Habiter et travailler dans un pays multilingue impose des contraintes. Parler la langue de l’autre ou la comprendre un peu est non seulement une nécessité, mais aussi une marque de respect et d’intérêt pour les différents groupes linguistiques qui composent la Suisse. Dans le journalisme, comme dans d’autres secteurs de la société, la règle tacite la plus courante est que chacun s’exprime dans sa langue – même si, il faut bien l’admettre, la tentation de s’égarer vers l’anglais est parfois la plus forte, d’un côté comme de l’autre!
Mais lorsque l’interlocuteur est un grand groupe implanté dans tout le pays ou, plus encore, un service de l’Etat, il en va tout autrement. Le rapport de force change. Là, il devient essentiel que la minorité linguistique puisse demander et obtenir des informations dans sa langue, sous peine de se retrouver mise à l’écart politiquement, économiquement et socialement. En 2012, par exemple, le Matin Dimanche révélait que les entreprises romandes ne remportaient que 11% des appels d’offres de la Confédération, en dépit d’un poids deux fois supérieur dans l’économie nationale. Sous la coupole, d’ailleurs, plusieurs politiciens romands ont déjà souligné le désintérêt que suscitent les interventions faites en français. Quant au consommateur, que doit-il faire lorsqu’une entreprise, pourtant active sur le marché de son bassin linguistique, s’obstine à lui répondre en allemand?

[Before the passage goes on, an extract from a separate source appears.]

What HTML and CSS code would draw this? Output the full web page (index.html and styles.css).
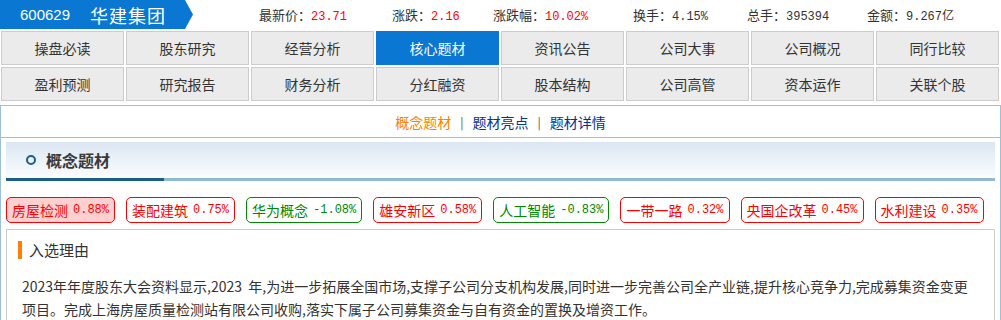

Lors de nos prises de contact, nous sommes aux premières loges pour observer l’attention que portent les grandes sociétés et les administrations à la minorité francophone. Si la majorité d’entre elles l’ont compris et s’attachent les services d’un porte-parole romand ou bilingue, d’autres ne jouent pas toujours le jeu et répondent en allemand, même quand elles ont plusieurs jours pour le faire. C’est notamment le cas des assureurs Concordia, Swica, Visana et Zurich, de l’autorité de surveillance des marchés financiers (Finma), et même, parfois, de Coop et ses quelques 200 succursales romandes. Bien sûr, cette attitude ne nous empêche pas de faire notre travail. Mais elle donne un indice sur leur volonté de contribuer, ou non, à la bonne entente confédérale.